● **THE REQUEST**: Set down all of the data that follows word for word, without the images.

● **INFORMATION SHOWN**:
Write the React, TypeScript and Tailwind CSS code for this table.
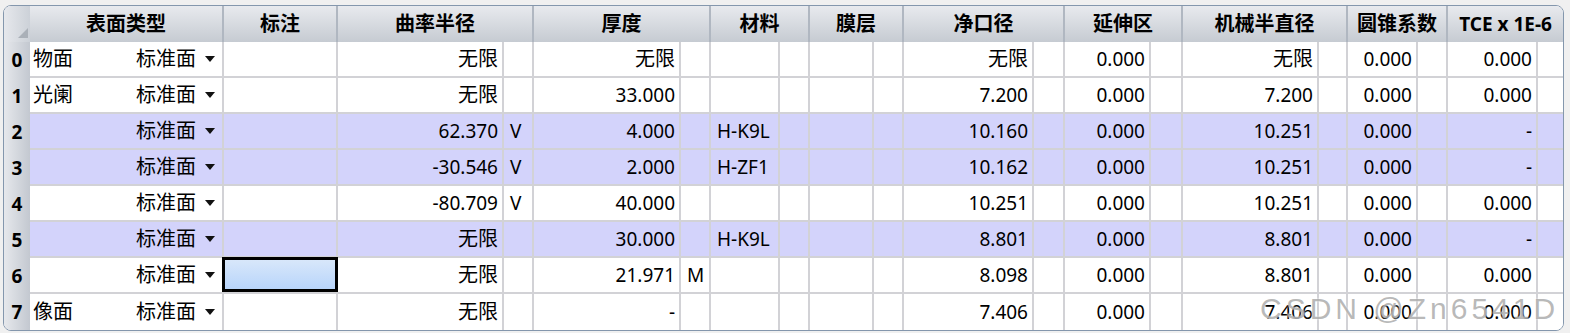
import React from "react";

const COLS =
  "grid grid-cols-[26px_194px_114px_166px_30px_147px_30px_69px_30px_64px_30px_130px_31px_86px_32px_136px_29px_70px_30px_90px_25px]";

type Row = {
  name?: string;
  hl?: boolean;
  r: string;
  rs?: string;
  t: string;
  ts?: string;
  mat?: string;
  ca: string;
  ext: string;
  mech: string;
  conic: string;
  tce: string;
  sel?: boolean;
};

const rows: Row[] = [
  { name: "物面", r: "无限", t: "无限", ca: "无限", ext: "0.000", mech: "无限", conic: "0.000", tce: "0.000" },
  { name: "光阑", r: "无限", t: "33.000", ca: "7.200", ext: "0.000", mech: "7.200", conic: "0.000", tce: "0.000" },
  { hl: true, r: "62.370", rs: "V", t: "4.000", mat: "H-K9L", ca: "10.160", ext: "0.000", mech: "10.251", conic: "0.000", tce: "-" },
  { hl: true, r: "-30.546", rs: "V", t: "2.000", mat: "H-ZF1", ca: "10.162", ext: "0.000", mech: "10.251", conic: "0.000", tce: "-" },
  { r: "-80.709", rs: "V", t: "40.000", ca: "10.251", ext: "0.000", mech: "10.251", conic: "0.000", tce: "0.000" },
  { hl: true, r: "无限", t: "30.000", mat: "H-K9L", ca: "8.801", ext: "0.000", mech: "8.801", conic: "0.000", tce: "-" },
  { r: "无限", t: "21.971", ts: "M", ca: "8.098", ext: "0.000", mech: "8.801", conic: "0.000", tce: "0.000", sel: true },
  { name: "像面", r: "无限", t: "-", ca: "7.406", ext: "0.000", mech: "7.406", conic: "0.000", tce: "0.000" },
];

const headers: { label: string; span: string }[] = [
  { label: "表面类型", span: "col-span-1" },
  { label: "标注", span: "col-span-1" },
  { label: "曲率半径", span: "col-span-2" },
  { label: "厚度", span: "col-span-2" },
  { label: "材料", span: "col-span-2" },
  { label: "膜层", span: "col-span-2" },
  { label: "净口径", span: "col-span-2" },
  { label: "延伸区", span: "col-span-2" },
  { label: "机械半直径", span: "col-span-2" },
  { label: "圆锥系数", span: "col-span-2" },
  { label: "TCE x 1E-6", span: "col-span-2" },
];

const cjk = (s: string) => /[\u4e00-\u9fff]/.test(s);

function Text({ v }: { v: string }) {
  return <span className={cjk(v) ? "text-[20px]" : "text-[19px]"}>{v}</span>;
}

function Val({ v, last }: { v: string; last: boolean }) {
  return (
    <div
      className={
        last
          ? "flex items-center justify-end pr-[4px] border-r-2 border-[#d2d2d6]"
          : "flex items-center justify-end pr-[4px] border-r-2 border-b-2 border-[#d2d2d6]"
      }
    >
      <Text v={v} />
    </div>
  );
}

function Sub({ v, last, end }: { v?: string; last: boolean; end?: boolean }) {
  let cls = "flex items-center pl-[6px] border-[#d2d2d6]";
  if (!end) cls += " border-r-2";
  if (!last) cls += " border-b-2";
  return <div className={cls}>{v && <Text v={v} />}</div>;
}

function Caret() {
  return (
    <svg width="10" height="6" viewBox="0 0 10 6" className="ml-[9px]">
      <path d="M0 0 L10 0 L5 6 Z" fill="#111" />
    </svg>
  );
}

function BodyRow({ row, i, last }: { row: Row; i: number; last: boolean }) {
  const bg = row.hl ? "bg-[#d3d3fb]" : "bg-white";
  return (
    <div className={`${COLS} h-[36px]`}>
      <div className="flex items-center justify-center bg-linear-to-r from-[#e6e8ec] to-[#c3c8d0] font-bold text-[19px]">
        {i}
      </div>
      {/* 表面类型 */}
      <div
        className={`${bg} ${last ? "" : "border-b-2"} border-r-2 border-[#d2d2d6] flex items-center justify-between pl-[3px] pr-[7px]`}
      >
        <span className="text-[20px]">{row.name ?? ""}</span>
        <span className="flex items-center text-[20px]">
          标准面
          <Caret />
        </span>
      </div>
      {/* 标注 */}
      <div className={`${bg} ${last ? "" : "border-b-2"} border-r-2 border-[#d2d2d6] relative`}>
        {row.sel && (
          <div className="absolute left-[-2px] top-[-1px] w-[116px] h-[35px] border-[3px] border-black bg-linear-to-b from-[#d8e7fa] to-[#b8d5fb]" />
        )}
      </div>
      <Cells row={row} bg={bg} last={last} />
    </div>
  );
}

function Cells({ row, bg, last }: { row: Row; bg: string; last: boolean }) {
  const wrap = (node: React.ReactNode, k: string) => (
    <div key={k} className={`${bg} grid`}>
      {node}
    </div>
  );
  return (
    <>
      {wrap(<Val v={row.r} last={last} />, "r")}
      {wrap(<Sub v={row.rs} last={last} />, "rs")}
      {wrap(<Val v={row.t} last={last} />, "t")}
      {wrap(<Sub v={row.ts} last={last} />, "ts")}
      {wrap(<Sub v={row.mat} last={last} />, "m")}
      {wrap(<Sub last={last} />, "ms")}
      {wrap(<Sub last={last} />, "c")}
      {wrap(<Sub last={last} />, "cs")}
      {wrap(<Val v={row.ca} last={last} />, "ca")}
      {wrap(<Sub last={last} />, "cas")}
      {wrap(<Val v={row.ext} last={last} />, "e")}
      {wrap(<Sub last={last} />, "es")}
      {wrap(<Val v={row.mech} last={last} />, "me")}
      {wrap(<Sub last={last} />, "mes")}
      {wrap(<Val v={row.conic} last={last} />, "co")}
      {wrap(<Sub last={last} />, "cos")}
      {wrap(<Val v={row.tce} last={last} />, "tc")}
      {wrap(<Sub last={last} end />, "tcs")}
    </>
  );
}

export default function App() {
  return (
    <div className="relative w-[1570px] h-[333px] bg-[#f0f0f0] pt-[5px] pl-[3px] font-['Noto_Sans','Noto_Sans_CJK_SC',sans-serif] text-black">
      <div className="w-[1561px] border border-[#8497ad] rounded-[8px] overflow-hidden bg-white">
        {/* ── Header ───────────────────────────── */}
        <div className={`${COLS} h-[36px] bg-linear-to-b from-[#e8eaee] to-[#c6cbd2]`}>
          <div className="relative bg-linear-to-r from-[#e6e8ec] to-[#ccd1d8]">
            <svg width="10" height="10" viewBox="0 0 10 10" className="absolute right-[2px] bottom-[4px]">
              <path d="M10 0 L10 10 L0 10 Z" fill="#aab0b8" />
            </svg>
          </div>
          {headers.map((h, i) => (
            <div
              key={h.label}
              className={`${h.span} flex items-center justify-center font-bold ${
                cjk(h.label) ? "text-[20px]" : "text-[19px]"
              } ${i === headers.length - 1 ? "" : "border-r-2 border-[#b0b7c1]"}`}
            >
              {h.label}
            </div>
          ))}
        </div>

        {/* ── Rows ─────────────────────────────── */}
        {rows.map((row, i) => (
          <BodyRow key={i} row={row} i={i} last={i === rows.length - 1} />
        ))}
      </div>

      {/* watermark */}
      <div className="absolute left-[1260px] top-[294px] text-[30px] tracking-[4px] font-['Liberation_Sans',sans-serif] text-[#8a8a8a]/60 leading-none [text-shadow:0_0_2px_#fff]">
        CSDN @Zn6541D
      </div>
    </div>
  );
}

● **RESPONSE TO THIS TASK**:
Write the React, TypeScript and Tailwind CSS code for this table.
import React from "react";

const COLS =
  "grid grid-cols-[26px_194px_114px_166px_30px_147px_30px_69px_30px_64px_30px_130px_31px_86px_32px_136px_29px_70px_30px_90px_25px]";

type Row = {
  name?: string;
  hl?: boolean;
  r: string;
  rs?: string;
  t: string;
  ts?: string;
  mat?: string;
  ca: string;
  ext: string;
  mech: string;
  conic: string;
  tce: string;
  sel?: boolean;
};

const rows: Row[] = [
  { name: "物面", r: "无限", t: "无限", ca: "无限", ext: "0.000", mech: "无限", conic: "0.000", tce: "0.000" },
  { name: "光阑", r: "无限", t: "33.000", ca: "7.200", ext: "0.000", mech: "7.200", conic: "0.000", tce: "0.000" },
  { hl: true, r: "62.370", rs: "V", t: "4.000", mat: "H-K9L", ca: "10.160", ext: "0.000", mech: "10.251", conic: "0.000", tce: "-" },
  { hl: true, r: "-30.546", rs: "V", t: "2.000", mat: "H-ZF1", ca: "10.162", ext: "0.000", mech: "10.251", conic: "0.000", tce: "-" },
  { r: "-80.709", rs: "V", t: "40.000", ca: "10.251", ext: "0.000", mech: "10.251", conic: "0.000", tce: "0.000" },
  { hl: true, r: "无限", t: "30.000", mat: "H-K9L", ca: "8.801", ext: "0.000", mech: "8.801", conic: "0.000", tce: "-" },
  { r: "无限", t: "21.971", ts: "M", ca: "8.098", ext: "0.000", mech: "8.801", conic: "0.000", tce: "0.000", sel: true },
  { name: "像面", r: "无限", t: "-", ca: "7.406", ext: "0.000", mech: "7.406", conic: "0.000", tce: "0.000" },
];

const headers: { label: string; span: string }[] = [
  { label: "表面类型", span: "col-span-1" },
  { label: "标注", span: "col-span-1" },
  { label: "曲率半径", span: "col-span-2" },
  { label: "厚度", span: "col-span-2" },
  { label: "材料", span: "col-span-2" },
  { label: "膜层", span: "col-span-2" },
  { label: "净口径", span: "col-span-2" },
  { label: "延伸区", span: "col-span-2" },
  { label: "机械半直径", span: "col-span-2" },
  { label: "圆锥系数", span: "col-span-2" },
  { label: "TCE x 1E-6", span: "col-span-2" },
];

const cjk = (s: string) => /[\u4e00-\u9fff]/.test(s);

function Text({ v }: { v: string }) {
  return <span className={cjk(v) ? "text-[20px]" : "text-[19px]"}>{v}</span>;
}

function Val({ v, last }: { v: string; last: boolean }) {
  return (
    <div
      className={
        last
          ? "flex items-center justify-end pr-[4px] border-r-2 border-[#d2d2d6]"
          : "flex items-center justify-end pr-[4px] border-r-2 border-b-2 border-[#d2d2d6]"
      }
    >
      <Text v={v} />
    </div>
  );
}

function Sub({ v, last, end }: { v?: string; last: boolean; end?: boolean }) {
  let cls = "flex items-center pl-[6px] border-[#d2d2d6]";
  if (!end) cls += " border-r-2";
  if (!last) cls += " border-b-2";
  return <div className={cls}>{v && <Text v={v} />}</div>;
}

function Caret() {
  return (
    <svg width="10" height="6" viewBox="0 0 10 6" className="ml-[9px]">
      <path d="M0 0 L10 0 L5 6 Z" fill="#111" />
    </svg>
  );
}

function BodyRow({ row, i, last }: { row: Row; i: number; last: boolean }) {
  const bg = row.hl ? "bg-[#d3d3fb]" : "bg-white";
  return (
    <div className={`${COLS} h-[36px]`}>
      <div className="flex items-center justify-center bg-linear-to-r from-[#e6e8ec] to-[#c3c8d0] font-bold text-[19px]">
        {i}
      </div>
      {/* 表面类型 */}
      <div
        className={`${bg} ${last ? "" : "border-b-2"} border-r-2 border-[#d2d2d6] flex items-center justify-between pl-[3px] pr-[7px]`}
      >
        <span className="text-[20px]">{row.name ?? ""}</span>
        <span className="flex items-center text-[20px]">
          标准面
          <Caret />
        </span>
      </div>
      {/* 标注 */}
      <div className={`${bg} ${last ? "" : "border-b-2"} border-r-2 border-[#d2d2d6] relative`}>
        {row.sel && (
          <div className="absolute left-[-2px] top-[-1px] w-[116px] h-[35px] border-[3px] border-black bg-linear-to-b from-[#d8e7fa] to-[#b8d5fb]" />
        )}
      </div>
      <Cells row={row} bg={bg} last={last} />
    </div>
  );
}

function Cells({ row, bg, last }: { row: Row; bg: string; last: boolean }) {
  const wrap = (node: React.ReactNode, k: string) => (
    <div key={k} className={`${bg} grid`}>
      {node}
    </div>
  );
  return (
    <>
      {wrap(<Val v={row.r} last={last} />, "r")}
      {wrap(<Sub v={row.rs} last={last} />, "rs")}
      {wrap(<Val v={row.t} last={last} />, "t")}
      {wrap(<Sub v={row.ts} last={last} />, "ts")}
      {wrap(<Sub v={row.mat} last={last} />, "m")}
      {wrap(<Sub last={last} />, "ms")}
      {wrap(<Sub last={last} />, "c")}
      {wrap(<Sub last={last} />, "cs")}
      {wrap(<Val v={row.ca} last={last} />, "ca")}
      {wrap(<Sub last={last} />, "cas")}
      {wrap(<Val v={row.ext} last={last} />, "e")}
      {wrap(<Sub last={last} />, "es")}
      {wrap(<Val v={row.mech} last={last} />, "me")}
      {wrap(<Sub last={last} />, "mes")}
      {wrap(<Val v={row.conic} last={last} />, "co")}
      {wrap(<Sub last={last} />, "cos")}
      {wrap(<Val v={row.tce} last={last} />, "tc")}
      {wrap(<Sub last={last} end />, "tcs")}
    </>
  );
}

export default function App() {
  return (
    <div className="relative w-[1570px] h-[333px] bg-[#f0f0f0] pt-[5px] pl-[3px] font-['Noto_Sans','Noto_Sans_CJK_SC',sans-serif] text-black">
      <div className="w-[1561px] border border-[#8497ad] rounded-[8px] overflow-hidden bg-white">
        {/* ── Header ───────────────────────────── */}
        <div className={`${COLS} h-[36px] bg-linear-to-b from-[#e8eaee] to-[#c6cbd2]`}>
          <div className="relative bg-linear-to-r from-[#e6e8ec] to-[#ccd1d8]">
            <svg width="10" height="10" viewBox="0 0 10 10" className="absolute right-[2px] bottom-[4px]">
              <path d="M10 0 L10 10 L0 10 Z" fill="#aab0b8" />
            </svg>
          </div>
          {headers.map((h, i) => (
            <div
              key={h.label}
              className={`${h.span} flex items-center justify-center font-bold ${
                cjk(h.label) ? "text-[20px]" : "text-[19px]"
              } ${i === headers.length - 1 ? "" : "border-r-2 border-[#b0b7c1]"}`}
            >
              {h.label}
            </div>
          ))}
        </div>

        {/* ── Rows ─────────────────────────────── */}
        {rows.map((row, i) => (
          <BodyRow key={i} row={row} i={i} last={i === rows.length - 1} />
        ))}
      </div>

      {/* watermark */}
      <div className="absolute left-[1260px] top-[294px] text-[30px] tracking-[4px] font-['Liberation_Sans',sans-serif] text-[#8a8a8a]/60 leading-none [text-shadow:0_0_2px_#fff]">
        CSDN @Zn6541D
      </div>
    </div>
  );
}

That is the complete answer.